Hi, I should mention many of our software projects (fabio, pyFAI, ...) rely on silx for the nested setup.py part, and not all are mentionned in this list. In the absence of alternative solution, we limit the version of setup.py for now but we are willing to help in finding a solution (our complete build stack would collapses). Well the parallel build feature is a very much appreciated because the serial compilation of our project take dozens of minutes and our computers are HPC nodes with plenty of cores... I find funny the way of first deprecate ... then look if any alternative solution exists. If I understand properly, your idea is to port the nested setup.py part from numpy.distutils to setuptools ? Are people of setuptools already in the loop ? Cheers, Jerome On Mon, 17 Jan 2022 10:57:40 +0100 Ralf Gommers <ralf.gommers@gmail.com> wrote:
On Sun, Jan 16, 2022 at 10:40 PM Sandro Tosi <sandro.tosi@gmail.com> wrote:
4. Write a docs page with migration info on how to deal with the deprecation, and update it before the 1.23.0 release.
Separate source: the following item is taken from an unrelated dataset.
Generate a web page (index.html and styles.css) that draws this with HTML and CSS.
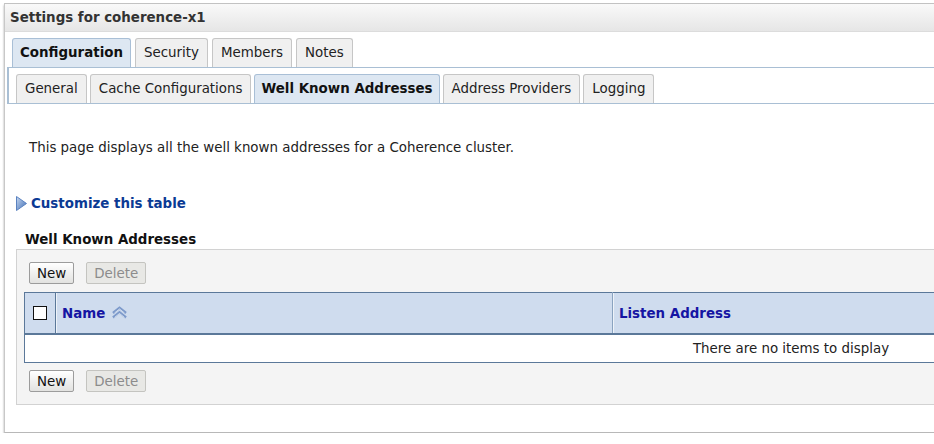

i think this will be extremely important. Just to give you the current POV of debian projects using numpy.distutils:
- https://codesearch.debian.net/search?q=numpy.distutils+-package%3Anumpy&literal=0&perpkg=1 (there are 74 of them) - https://codesearch.debian.net/search?q=from+numpy+import+.*distutils&literal=0 (only one "from numpy import distutils")
hope this could help you come up with a smooth deprecation process :)
Thanks Sandro, that is helpful. I had a look at all those 15 pages of search results:
PyPy: just a few patches for numpy <1.11.2 which can be dropped Silx: uses Configuration (i.e., nested setup.py's) Electrum: just a few patches for numpy <1.11.2 which can be dropped Setuptools: just a few patches for numpy <1.11.2 which can be dropped python-hdf4: nothing special, can be switched to setuptools pybigwig: uses `get_info('npymath')` to (optionally) build against numpy - this may need to be added to setuptools python-pot: uses private numpy.distutils compiler support; can be switched to setuptools or vendored petsc4py: small setup.py, but uses Fortran support and Configuration - should probably switch build system basemap: uses Extension, can just switch to setuptools openexr: just queries numpy include dirs in an incorrect fashion, should use `numpy.get_include` rocketcea: nothing special, can just switch to setuptools brian: no usage, just a string `numpy.distutils` in docs libvigraimpex: just queries numpy include dirs in an incorrect fashion, should use `numpy.get_include` gpaw: some weird monkeypatching in shell scripts of numpy's BLAS/LAPACK support, can probably just be dropped pyferret: uses Extension, can just switch to setuptools adolc: just queries numpy include dirs in an incorrect fashion, should use `numpy.get_include` theano: uses BLAS support, they should probably vendor `system_info.py` (or switch build systems) scikit-image: uses Configuration scikit-ffm: uses Configuration, but only two setup.py files - easy to consolidate in a single setup.py and switch to setuptools pywavelets: no longer uses numpy.distutils pybind11: just a code comment, no numpy.distutils usage sfepy: uses Configuration nibabel: only one usage in a test case, just drop it versioneer: just a mention in the docs cypari: just a patch for numpy < 1.11.2, can be dropped blender: just a patch that can be dropped scikit-learn: uses Configuration and build_ext modification for parallel compilation nipype: minor usage of Configuration, can be dropped guiqwt: uses Extension but no longer has Fortran code, so can switch to setuptools
The summary of this is: if Configuration is added to setuptools, 90% of packages are fine switching to setuptools. Scikit-learn is planning to follow SciPy and move to Meson. Theano is the only real consumer of numpy.distutils BLAS/LAPACK support, which they should vendor if they don't want to switch build systems. There are no other serious issues here.
I'm sure there are some more packages out there relying on Fortran support in particular, they are best off moving to Meson or CMake.